DIRECTIONS FOR THIS TASK — Pictures aside, write out every record exactly as it appears.

SOURCE MATERIAL —
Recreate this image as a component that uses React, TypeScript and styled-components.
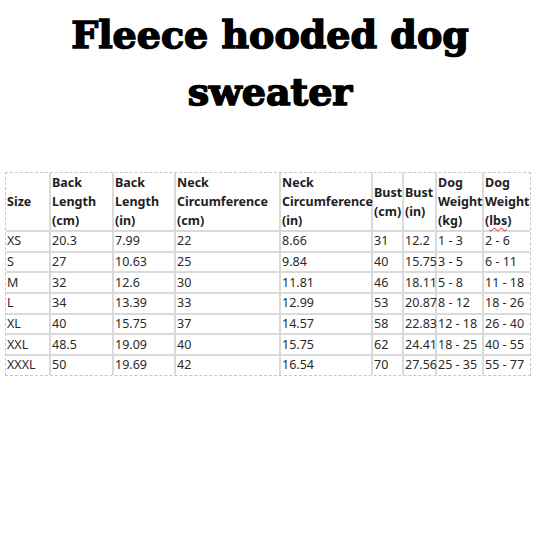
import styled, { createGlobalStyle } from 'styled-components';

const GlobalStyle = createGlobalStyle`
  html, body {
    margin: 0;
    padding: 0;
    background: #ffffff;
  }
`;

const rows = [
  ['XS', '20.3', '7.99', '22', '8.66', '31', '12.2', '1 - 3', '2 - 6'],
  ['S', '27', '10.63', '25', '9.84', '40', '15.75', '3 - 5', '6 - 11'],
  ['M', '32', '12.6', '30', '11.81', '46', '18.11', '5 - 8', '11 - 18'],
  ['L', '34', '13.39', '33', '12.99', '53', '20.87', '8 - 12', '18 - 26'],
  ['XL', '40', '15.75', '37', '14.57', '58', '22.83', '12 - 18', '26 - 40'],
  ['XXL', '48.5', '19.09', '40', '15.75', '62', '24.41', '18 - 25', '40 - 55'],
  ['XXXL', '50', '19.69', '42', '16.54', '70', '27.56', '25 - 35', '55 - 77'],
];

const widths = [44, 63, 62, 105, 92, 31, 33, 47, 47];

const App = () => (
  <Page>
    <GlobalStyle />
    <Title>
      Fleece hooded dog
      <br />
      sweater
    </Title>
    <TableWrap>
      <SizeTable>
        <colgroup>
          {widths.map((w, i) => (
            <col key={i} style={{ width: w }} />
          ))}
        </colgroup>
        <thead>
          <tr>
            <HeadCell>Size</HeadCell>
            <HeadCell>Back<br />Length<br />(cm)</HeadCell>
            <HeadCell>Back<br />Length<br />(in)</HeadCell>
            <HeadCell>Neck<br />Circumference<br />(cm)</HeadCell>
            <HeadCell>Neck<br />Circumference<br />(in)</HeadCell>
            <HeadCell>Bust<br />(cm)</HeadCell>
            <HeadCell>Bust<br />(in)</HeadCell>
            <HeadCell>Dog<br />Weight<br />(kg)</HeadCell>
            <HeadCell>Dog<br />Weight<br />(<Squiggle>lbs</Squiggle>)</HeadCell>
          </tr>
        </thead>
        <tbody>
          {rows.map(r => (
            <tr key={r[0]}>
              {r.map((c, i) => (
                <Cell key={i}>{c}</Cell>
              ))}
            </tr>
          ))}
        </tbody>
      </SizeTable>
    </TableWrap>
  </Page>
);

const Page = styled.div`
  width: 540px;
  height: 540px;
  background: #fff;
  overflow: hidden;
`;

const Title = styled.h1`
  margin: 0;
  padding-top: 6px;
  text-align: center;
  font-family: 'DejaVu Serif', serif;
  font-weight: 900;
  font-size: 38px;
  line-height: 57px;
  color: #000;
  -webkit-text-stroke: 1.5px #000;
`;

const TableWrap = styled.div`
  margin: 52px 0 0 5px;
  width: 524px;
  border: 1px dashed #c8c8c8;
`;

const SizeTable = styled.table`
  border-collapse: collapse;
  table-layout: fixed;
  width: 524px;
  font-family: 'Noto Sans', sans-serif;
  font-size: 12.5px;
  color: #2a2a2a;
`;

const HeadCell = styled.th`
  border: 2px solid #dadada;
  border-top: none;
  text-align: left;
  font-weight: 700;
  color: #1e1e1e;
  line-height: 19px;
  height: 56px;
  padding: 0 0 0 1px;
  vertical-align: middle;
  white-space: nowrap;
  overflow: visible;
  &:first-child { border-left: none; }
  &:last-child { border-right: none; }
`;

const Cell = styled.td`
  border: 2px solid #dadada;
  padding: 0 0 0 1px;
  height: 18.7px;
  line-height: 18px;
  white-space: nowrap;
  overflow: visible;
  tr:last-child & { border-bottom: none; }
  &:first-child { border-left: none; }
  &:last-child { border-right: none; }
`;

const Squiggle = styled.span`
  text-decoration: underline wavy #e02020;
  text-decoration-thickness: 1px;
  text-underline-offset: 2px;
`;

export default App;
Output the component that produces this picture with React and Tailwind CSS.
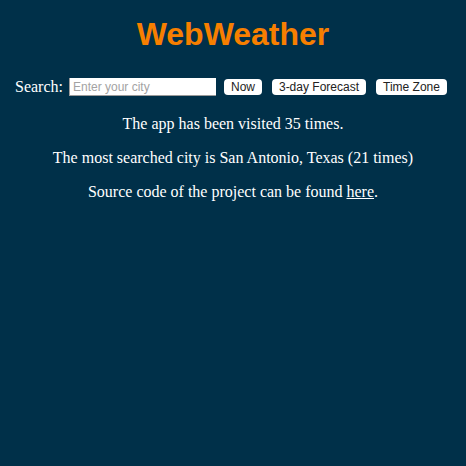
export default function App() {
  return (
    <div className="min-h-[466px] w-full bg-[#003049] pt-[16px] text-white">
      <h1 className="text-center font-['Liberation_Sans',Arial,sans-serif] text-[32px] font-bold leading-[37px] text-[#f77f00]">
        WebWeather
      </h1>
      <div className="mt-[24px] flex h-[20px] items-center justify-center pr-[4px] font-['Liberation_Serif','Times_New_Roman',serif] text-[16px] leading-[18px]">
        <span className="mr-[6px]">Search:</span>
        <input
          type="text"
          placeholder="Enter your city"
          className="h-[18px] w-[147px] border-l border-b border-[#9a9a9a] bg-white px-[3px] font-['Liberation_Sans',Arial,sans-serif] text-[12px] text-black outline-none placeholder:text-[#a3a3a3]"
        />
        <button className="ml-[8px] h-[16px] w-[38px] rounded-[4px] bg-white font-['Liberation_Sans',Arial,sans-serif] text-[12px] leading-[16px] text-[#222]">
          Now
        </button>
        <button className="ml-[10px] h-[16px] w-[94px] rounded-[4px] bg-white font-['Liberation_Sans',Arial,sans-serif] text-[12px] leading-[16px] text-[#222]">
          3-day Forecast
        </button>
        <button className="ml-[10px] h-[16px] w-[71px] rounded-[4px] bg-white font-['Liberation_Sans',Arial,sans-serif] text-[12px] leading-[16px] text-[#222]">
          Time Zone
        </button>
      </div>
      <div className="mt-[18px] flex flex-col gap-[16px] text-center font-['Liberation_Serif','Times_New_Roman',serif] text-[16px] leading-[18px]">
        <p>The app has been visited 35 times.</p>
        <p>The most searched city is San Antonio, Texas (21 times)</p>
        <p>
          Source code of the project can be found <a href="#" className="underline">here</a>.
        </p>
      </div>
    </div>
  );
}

RESPONSE TO THIS EXERCISE —
Recreate this image as a component that uses React, TypeScript and styled-components.
import styled, { createGlobalStyle } from 'styled-components';

const GlobalStyle = createGlobalStyle`
  html, body {
    margin: 0;
    padding: 0;
    background: #ffffff;
  }
`;

const rows = [
  ['XS', '20.3', '7.99', '22', '8.66', '31', '12.2', '1 - 3', '2 - 6'],
  ['S', '27', '10.63', '25', '9.84', '40', '15.75', '3 - 5', '6 - 11'],
  ['M', '32', '12.6', '30', '11.81', '46', '18.11', '5 - 8', '11 - 18'],
  ['L', '34', '13.39', '33', '12.99', '53', '20.87', '8 - 12', '18 - 26'],
  ['XL', '40', '15.75', '37', '14.57', '58', '22.83', '12 - 18', '26 - 40'],
  ['XXL', '48.5', '19.09', '40', '15.75', '62', '24.41', '18 - 25', '40 - 55'],
  ['XXXL', '50', '19.69', '42', '16.54', '70', '27.56', '25 - 35', '55 - 77'],
];

const widths = [44, 63, 62, 105, 92, 31, 33, 47, 47];

const App = () => (
  <Page>
    <GlobalStyle />
    <Title>
      Fleece hooded dog
      <br />
      sweater
    </Title>
    <TableWrap>
      <SizeTable>
        <colgroup>
          {widths.map((w, i) => (
            <col key={i} style={{ width: w }} />
          ))}
        </colgroup>
        <thead>
          <tr>
            <HeadCell>Size</HeadCell>
            <HeadCell>Back<br />Length<br />(cm)</HeadCell>
            <HeadCell>Back<br />Length<br />(in)</HeadCell>
            <HeadCell>Neck<br />Circumference<br />(cm)</HeadCell>
            <HeadCell>Neck<br />Circumference<br />(in)</HeadCell>
            <HeadCell>Bust<br />(cm)</HeadCell>
            <HeadCell>Bust<br />(in)</HeadCell>
            <HeadCell>Dog<br />Weight<br />(kg)</HeadCell>
            <HeadCell>Dog<br />Weight<br />(<Squiggle>lbs</Squiggle>)</HeadCell>
          </tr>
        </thead>
        <tbody>
          {rows.map(r => (
            <tr key={r[0]}>
              {r.map((c, i) => (
                <Cell key={i}>{c}</Cell>
              ))}
            </tr>
          ))}
        </tbody>
      </SizeTable>
    </TableWrap>
  </Page>
);

const Page = styled.div`
  width: 540px;
  height: 540px;
  background: #fff;
  overflow: hidden;
`;

const Title = styled.h1`
  margin: 0;
  padding-top: 6px;
  text-align: center;
  font-family: 'DejaVu Serif', serif;
  font-weight: 900;
  font-size: 38px;
  line-height: 57px;
  color: #000;
  -webkit-text-stroke: 1.5px #000;
`;

const TableWrap = styled.div`
  margin: 52px 0 0 5px;
  width: 524px;
  border: 1px dashed #c8c8c8;
`;

const SizeTable = styled.table`
  border-collapse: collapse;
  table-layout: fixed;
  width: 524px;
  font-family: 'Noto Sans', sans-serif;
  font-size: 12.5px;
  color: #2a2a2a;
`;

const HeadCell = styled.th`
  border: 2px solid #dadada;
  border-top: none;
  text-align: left;
  font-weight: 700;
  color: #1e1e1e;
  line-height: 19px;
  height: 56px;
  padding: 0 0 0 1px;
  vertical-align: middle;
  white-space: nowrap;
  overflow: visible;
  &:first-child { border-left: none; }
  &:last-child { border-right: none; }
`;

const Cell = styled.td`
  border: 2px solid #dadada;
  padding: 0 0 0 1px;
  height: 18.7px;
  line-height: 18px;
  white-space: nowrap;
  overflow: visible;
  tr:last-child & { border-bottom: none; }
  &:first-child { border-left: none; }
  &:last-child { border-right: none; }
`;

const Squiggle = styled.span`
  text-decoration: underline wavy #e02020;
  text-decoration-thickness: 1px;
  text-underline-offset: 2px;
`;

export default App;
Output the component that produces this picture with React and Tailwind CSS.
export default function App() {
  return (
    <div className="min-h-[466px] w-full bg-[#003049] pt-[16px] text-white">
      <h1 className="text-center font-['Liberation_Sans',Arial,sans-serif] text-[32px] font-bold leading-[37px] text-[#f77f00]">
        WebWeather
      </h1>
      <div className="mt-[24px] flex h-[20px] items-center justify-center pr-[4px] font-['Liberation_Serif','Times_New_Roman',serif] text-[16px] leading-[18px]">
        <span className="mr-[6px]">Search:</span>
        <input
          type="text"
          placeholder="Enter your city"
          className="h-[18px] w-[147px] border-l border-b border-[#9a9a9a] bg-white px-[3px] font-['Liberation_Sans',Arial,sans-serif] text-[12px] text-black outline-none placeholder:text-[#a3a3a3]"
        />
        <button className="ml-[8px] h-[16px] w-[38px] rounded-[4px] bg-white font-['Liberation_Sans',Arial,sans-serif] text-[12px] leading-[16px] text-[#222]">
          Now
        </button>
        <button className="ml-[10px] h-[16px] w-[94px] rounded-[4px] bg-white font-['Liberation_Sans',Arial,sans-serif] text-[12px] leading-[16px] text-[#222]">
          3-day Forecast
        </button>
        <button className="ml-[10px] h-[16px] w-[71px] rounded-[4px] bg-white font-['Liberation_Sans',Arial,sans-serif] text-[12px] leading-[16px] text-[#222]">
          Time Zone
        </button>
      </div>
      <div className="mt-[18px] flex flex-col gap-[16px] text-center font-['Liberation_Serif','Times_New_Roman',serif] text-[16px] leading-[18px]">
        <p>The app has been visited 35 times.</p>
        <p>The most searched city is San Antonio, Texas (21 times)</p>
        <p>
          Source code of the project can be found <a href="#" className="underline">here</a>.
        </p>
      </div>
    </div>
  );
}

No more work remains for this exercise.